Il semble que Servet eût pressenti lui-même que sa confiance en Calvin lui serait funeste. Dans une lettre inédite que nous avons lue à la bibliothèque de Genève et dont une copie est entre nos mains[1], il écrivait à Calvin : Remitte igitur scripta mea ; mais Calvin n’eut garde de se dessaisir de ce gage, et quand l’occasion préparée par lui fut venue, en homme à qui tous les moyens sont bons pourvu qu’ils soient infaillibles, il fit servir des lettres confidentielles écrites sur la foi de l’honneur à la satisfaction de sa vengeance. On ne peut lire sans un profond dégoût la seconde lettre qu’il dicta à Guillaume Trie. Jamais haine plus implacable n’a suivi des voies plus tortueuses ; jamais elle n’a paru plus laide en essayant de se déguiser sous les couleurs d’une modération hypocrite.

« Monsieur mon cousin,

« Quand je vous escripvis la lettre que vous avez communiquée à ceulx qui y estoient taxés de nonchalance, je ne pensois poinct que le chose deust venir si avant. Seulement mon intention estoit de vous remonstrer quel est le beau zele et devotion de ceulx qui se disent pilliers de l’Église, bien qu’ils souffrent tel desordre au milieu d’eulx, et cependant persecutent si durement les pauvres chrestiens qui désirent de suyvre Dieu en simplicité. Pour ce que l’exemple estoit notable et que j’en estois adverty, il me sembla que l’occasion s’offroit d’en toucher en mes lettres selon la matière que je traitois. Or, puisque vous en avez déclaré ce que j’avois entendu escripre privément à vous seul, Dieu veuille pour le mieulx que cela proufite à purger la chrestienté de telles ordures, voyre de pestes si mortelles.
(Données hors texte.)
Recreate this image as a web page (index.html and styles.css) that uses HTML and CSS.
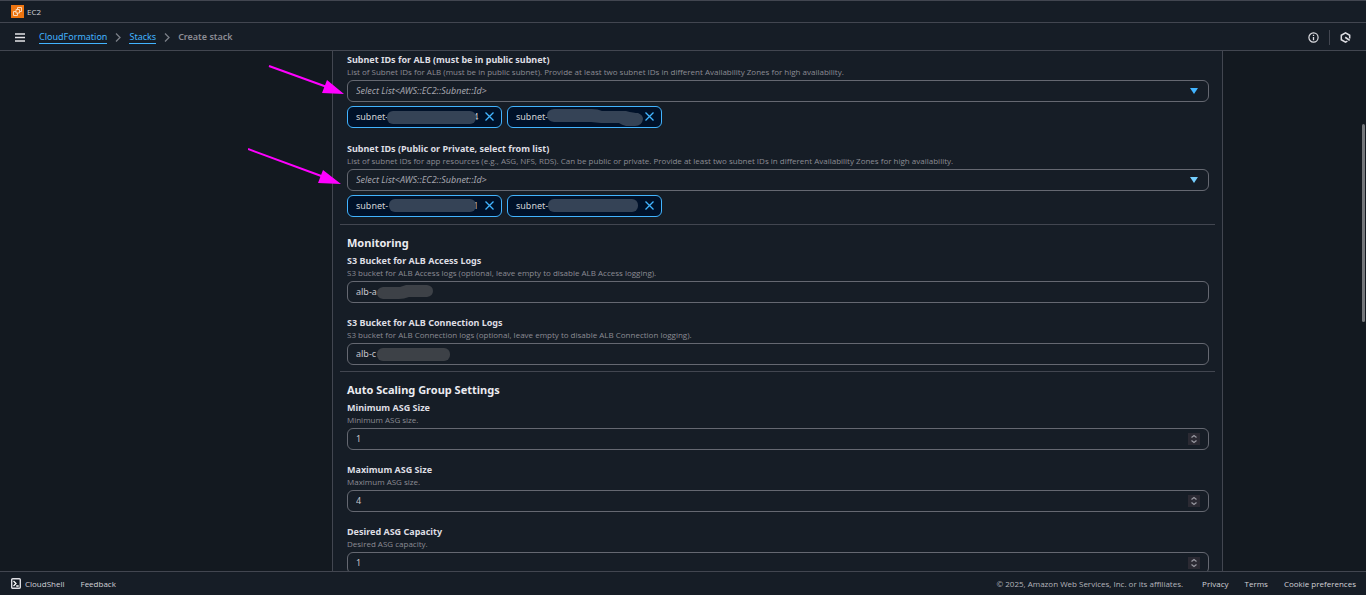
FILE: index.html
```html
<!DOCTYPE html>
<html lang="en">
<head>
    <meta charset="UTF-8">
    <meta name="viewport" content="width=device-width, initial-scale=1.0">
    <title>Create stack</title>
    <link rel="stylesheet" href="styles.css">
</head>
<body>
  <div class="favorites">
    <a href="#" class="favorite">
      <svg width="13" height="13" viewBox="0 0 13 13">
        <rect width="13" height="13" fill="#ed7511"/>
        <path d="M5 4.500h3.500v3.500h-3.500zM6.500 4.500v-2h4v4h-2M5 6.500h-2.500v4h4v-2.500" fill="none" stroke="#fbd9b8"/>
      </svg>
      EC2
    </a>
  </div>

  <header class="topbar">
    <button class="icon_button" aria-label="Open navigation">
      <svg width="10" height="9" viewBox="0 0 10 9"><path d="M0 1h10M0 4.500h10M0 8h10" stroke="#e4e4e8" stroke-width="1.400"/></svg>
    </button>
    <nav class="breadcrumbs">
      <a href="#">CloudFormation</a>
      <svg width="6" height="9" viewBox="0 0 6 9"><path d="M1 .5l4 4-4 4" fill="none" stroke="#7b7f88" stroke-width="1.300"/></svg>
      <a href="#">Stacks</a>
      <svg width="6" height="9" viewBox="0 0 6 9"><path d="M1 .5l4 4-4 4" fill="none" stroke="#7b7f88" stroke-width="1.300"/></svg>
      <span>Create stack</span>
    </nav>
    <div class="tools">
      <button class="icon_button" aria-label="Info">
        <svg width="11" height="11" viewBox="0 0 11 11"><circle cx="5.500" cy="5.500" r="4.600" fill="none" stroke="#dedee3" stroke-width="1.200"/><path d="M5.500 5v3.200M5.500 2.700v1.300" stroke="#dedee3" stroke-width="1.300"/></svg>
      </button>
      <button class="icon_button last" aria-label="Amazon Q">
        <svg width="11" height="11" viewBox="0 0 11 11"><path d="M9.700 6.500V3.300L5.500.9 1.300 3.300v4.400l4.200 2.400 1.900-1" fill="none" stroke="#dedee3" stroke-width="1.500"/><path d="M5.200 5.200l4.500 3.200" stroke="#dedee3" stroke-width="1.700"/></svg>
      </button>
    </div>
  </header>

  <main class="main">
    <form class="panel">
      <section class="section">
        <div class="field">
          <label for="alb_subnets">Subnet IDs for ALB (must be in public subnet)</label>
          <p>List of Subnet IDs for ALB (must be in public subnet). Provide at least two subnet IDs in different Availability Zones for high availability.</p>
          <div class="control">
            <select id="alb_subnets"><option>Select List&lt;AWS::EC2::Subnet::Id&gt;</option></select>
            <svg class="caret" width="8" height="6" viewBox="0 0 8 6"><path d="M0 0h8L4 6z" fill="#42b4ff"/></svg>
          </div>
          <div class="tokens">
            <div class="token">
              <span>subnet-</span>
              <svg class="mask" width="90" height="16" viewBox="0 0 90 16"><rect x="0" y="2" width="89" height="13" rx="6" fill="#354356"/></svg>
              <span class="tail">4</span>
              <button type="button" aria-label="Remove subnet"><svg width="9" height="9" viewBox="0 0 9 9"><path d="M.5.5l8 8M8.500.5l-8 8" stroke="#42b4ff" stroke-width="1.300"/></svg></button>
            </div>
            <div class="token">
              <span>subnet-</span>
              <svg class="mask" width="98" height="20" viewBox="0 0 98 20"><path d="M7 2h38q6 0 10 2h24q8 2 12 2 5 2 5 6-1 7-8 7H79q-4-1-7-3H54l-10-1H7q-7-1-7-7 0-5 7-6z" fill="#354356"/></svg>
              <button type="button" aria-label="Remove subnet"><svg width="9" height="9" viewBox="0 0 9 9"><path d="M.5.5l8 8M8.500.5l-8 8" stroke="#42b4ff" stroke-width="1.300"/></svg></button>
            </div>
          </div>
        </div>
        <div class="field">
          <label for="app_subnets">Subnet IDs (Public or Private, select from list)</label>
          <p>List of subnet IDs for app resources (e.g., ASG, NFS, RDS). Can be public or private. Provide at least two subnet IDs in different Availability Zones for high availability.</p>
          <div class="control">
            <select id="app_subnets"><option>Select List&lt;AWS::EC2::Subnet::Id&gt;</option></select>
            <svg class="caret" width="8" height="6" viewBox="0 0 8 6"><path d="M0 0h8L4 6z" fill="#75cfff"/></svg>
          </div>
          <div class="tokens">
            <div class="token">
              <span>subnet-</span>
              <svg class="mask" width="90" height="16" viewBox="0 0 90 16"><rect x="2" y="1" width="87" height="13" rx="6" fill="#354356"/></svg>
              <span class="tail">1</span>
              <button type="button" aria-label="Remove subnet"><svg width="9" height="9" viewBox="0 0 9 9"><path d="M.5.5l8 8M8.500.5l-8 8" stroke="#42b4ff" stroke-width="1.300"/></svg></button>
            </div>
            <div class="token">
              <span>subnet-</span>
              <svg class="mask" width="92" height="16" viewBox="0 0 92 16"><rect x="1" y="1" width="90" height="13" rx="6" fill="#354356"/></svg>
              <button type="button" aria-label="Remove subnet"><svg width="9" height="9" viewBox="0 0 9 9"><path d="M.5.5l8 8M8.500.5l-8 8" stroke="#42b4ff" stroke-width="1.300"/></svg></button>
            </div>
          </div>
        </div>
      </section>

      <section class="section">
        <h2>Monitoring</h2>
        <div class="field">
          <label for="access_logs">S3 Bucket for ALB Access Logs</label>
          <p>S3 bucket for ALB Access logs (optional, leave empty to disable ALB Access logging).</p>
          <div class="control">
            <input type="text" id="access_logs" value="alb-a">
            <svg class="smudge" width="58" height="16" viewBox="0 0 58 16"><path d="M7 3h17l6-2h21q6 1 6 6t-6 6H33q-5 2-10 2H7q-6-1-6-6t6-6z" fill="#3d4147"/></svg>
          </div>
        </div>
        <div class="field">
          <label for="connection_logs">S3 Bucket for ALB Connection Logs</label>
          <p>S3 bucket for ALB Connection logs (optional, leave empty to disable ALB Connection logging).</p>
          <div class="control">
            <input type="text" id="connection_logs" value="alb-c">
            <svg class="smudge" width="74" height="16" viewBox="0 0 74 16"><rect x="1" y="2" width="73" height="13" rx="6" fill="#3d4147"/></svg>
          </div>
        </div>
      </section>

      <section class="section">
        <h2>Auto Scaling Group Settings</h2>
        <div class="field">
          <label for="min_size">Minimum ASG Size</label>
          <p>Minimum ASG size.</p>
          <div class="control">
            <input type="number" id="min_size" value="1">
            <svg class="stepper" width="12" height="12" viewBox="0 0 12 12"><rect width="12" height="12" fill="#2b2a33"/><path d="M3.500 4.500L6 2.500l2.500 2M3.500 7.500L6 9.500l2.500-2" fill="none" stroke="#9a9aa2" stroke-width="1.200"/></svg>
          </div>
        </div>
        <div class="field">
          <label for="max_size">Maximum ASG Size</label>
          <p>Maximum ASG size.</p>
          <div class="control">
            <input type="number" id="max_size" value="4">
            <svg class="stepper" width="12" height="12" viewBox="0 0 12 12"><rect width="12" height="12" fill="#2b2a33"/><path d="M3.500 4.500L6 2.500l2.500 2M3.500 7.500L6 9.500l2.500-2" fill="none" stroke="#9a9aa2" stroke-width="1.200"/></svg>
          </div>
        </div>
        <div class="field">
          <label for="desired">Desired ASG Capacity</label>
          <p>Desired ASG capacity.</p>
          <div class="control">
            <input type="number" id="desired" value="1">
            <svg class="stepper" width="12" height="12" viewBox="0 0 12 12"><rect width="12" height="12" fill="#2b2a33"/><path d="M3.500 4.500L6 2.500l2.500 2M3.500 7.500L6 9.500l2.500-2" fill="none" stroke="#9a9aa2" stroke-width="1.200"/></svg>
          </div>
        </div>
      </section>
    </form>

    <!-- arrows that point at the two subnet lists -->
    <svg class="arrows" width="100" height="124" viewBox="0 0 100 124">
      <g stroke="#ff00ff" stroke-width="2" fill="#ff00ff">
        <path d="M21 5l58 21M0 88l76 28"/>
        <path stroke="none" d="M96 33l-22-1 5-13zM93 123l-23-1 5-13z"/>
      </g>
    </svg>
    <div class="thumb"></div>
  </main>

  <footer class="footer">
    <a href="#" class="shell">
      <svg width="10" height="11" viewBox="0 0 10 11"><rect x=".7" y=".7" width="8.600" height="9.600" rx="1" fill="none" stroke="#dedee3" stroke-width="1.400"/><path d="M2.500 3l2.500 2.500L2.500 8M5.200 8h2.500" fill="none" stroke="#fff" stroke-width="1.300"/></svg>
      CloudShell
    </a>
    <a href="#">Feedback</a>
    <span class="copyright">© 2025, Amazon Web Services, Inc. or its affiliates.</span>
    <a href="#">Privacy</a>
    <a href="#">Terms</a>
    <a href="#">Cookie preferences</a>
  </footer>
</body>
</html>
```

FILE: styles.css
```css
* {
  margin: 0;
  padding: 0;
  box-sizing: border-box;
}

body {
  display: flex;
  flex-direction: column;
  height: 100vh;
  overflow: hidden;
  background-color: #131920;
  color: #d1d1d6;
  font-family: "Noto Sans", "Open Sans", sans-serif;
  font-size: 9px;
}

svg {
  display: block;
  flex-shrink: 0;
}

button {
  border: none;
  background: none;
  cursor: pointer;
}

.favorites {
  display: flex;
  align-items: center;
  height: 23px;
  padding-left: 11px;
  background-color: #161d26;
  border-top: 1px solid #424650;
  border-bottom: 1px solid #424650;
}

.favorite {
  display: flex;
  align-items: center;
  gap: 3px;
  color: #d1d1d6;
  font-family: "Open Sans", sans-serif;
  font-size: 8px;
  text-decoration: none;
}

.topbar {
  display: flex;
  align-items: center;
  height: 28px;
  padding: 1px 15px 0;
  background-color: #161d26;
  border-bottom: 1px solid #424650;
}

.breadcrumbs {
  display: flex;
  align-items: center;
  gap: 8px;
  margin-left: 14px;
  line-height: 12px;
}

.breadcrumbs a {
  color: #42b4ff;
  text-decoration: none;
  border-bottom: 1px solid #42b4ff;
}

.breadcrumbs span {
  color: #8c8c94;
  font-weight: 600;
}

.tools {
  display: flex;
  align-items: center;
  gap: 10px;
  margin-left: auto;
}

.tools .last {
  padding: 2px 0 2px 10px;
  border-left: 1px solid #424650;
}

.main {
  position: relative;
  flex: 1;
  min-height: 0;
  overflow: hidden;
  padding: 0 143px 0 332px;
}

.panel {
  padding: 2px 7px 0;
  background-color: #161d26;
  border-left: 1px solid #424650;
  border-right: 1px solid #424650;
}

.section {
  padding: 0 6px 6px 7px;
}

.section + .section {
  padding-top: 10px;
  border-top: 1px solid #424650;
}

.section h2 {
  margin-bottom: 3px;
  color: #ebebf0;
  font-size: 11px;
  line-height: 16px;
}

.field + .field {
  margin-top: 13px;
}

.field label {
  display: block;
  color: #dedee3;
  font-weight: bold;
  line-height: 14px;
}

.field p {
  margin-bottom: 3px;
  color: #8c8c94;
  font-family: "Open Sans", sans-serif;
  font-size: 8px;
  line-height: 10px;
  white-space: nowrap;
}

.control {
  position: relative;
  display: flex;
  align-items: center;
  height: 22px;
  padding: 0 8px 1px;
  border: 1px solid #656871;
  border-radius: 6px;
}

.control input,
.control select {
  flex: 1;
  min-width: 0;
  border: none;
  outline: none;
  background: none;
  color: #c6c6cd;
  font-family: inherit;
  font-size: 9px;
  appearance: none;
}

.control input::-webkit-inner-spin-button {
  display: none;
}

.control select {
  color: #a4a4ad;
  font-style: italic;
}

.caret {
  margin-right: 2px;
}

.smudge {
  position: absolute;
  left: 28px;
  top: 2px;
}

.tokens {
  display: flex;
  gap: 5px;
  padding: 4px 0 1px;
}

.token {
  display: flex;
  align-items: center;
  width: 155px;
  height: 22px;
  padding: 0 7px 1px 8px;
  background-color: #001129;
  border: 1px solid #42b4ff;
  border-radius: 6px;
}

.token button {
  margin-left: auto;
}

/* the mask runs over the end of the id on both sides */
.mask {
  position: relative;
  margin: 0 -4px 0 -1px;
}

.arrows {
  position: absolute;
  left: 248px;
  top: 10px;
}

.thumb {
  position: absolute;
  right: 1px;
  top: 73px;
  width: 3px;
  height: 198px;
  border-radius: 2px;
  background-color: #75777b;
}

.footer {
  display: flex;
  align-items: center;
  gap: 16px;
  height: 24px;
  padding: 0 10px 0 11px;
  background-color: #161d26;
  border-top: 1px solid #424650;
  font-family: "Open Sans", sans-serif;
  font-size: 8px;
}

.footer a {
  color: #d1d1d6;
  text-decoration: none;
}

.footer .shell {
  display: flex;
  align-items: center;
  gap: 4px;
}

.copyright {
  margin-left: auto;
  margin-right: 3px;
  color: #b4b4bb;
}
```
S’ils ont tant bon vouloir de s’y employer comme vous le dictes, il me semble que la chose n’y est pas trop difficile, encore que ne vous puisse fournir pour le present de ce que vous demandez, assavoir du livre : car je vous mettray en main plus pour le convaincre, assavoir deux douzaines de pieces escriptes de celui dont il est question, où une partie de ses heresies est contenue ; si on luy mettoit au devant le livre imprimé, il le pourroit regnyer, ce qu’il ne pourra faire de son escripture. Parquoy les gens que vous dictes ayant la chose toute prouvée, n’auront nulle excuse s’ils dissimulent plus ou différent à y pourvoir. »

Ainsi Calvin se montre plus pénétrant et plus zélé que l’inquisition

  1. Nous devons la communication de ce précieux document à l’obligeance de M. Chastel, directeur de la bibliothèque de Genève, auteur de savantes conférences sur l’histoire du Christianisme.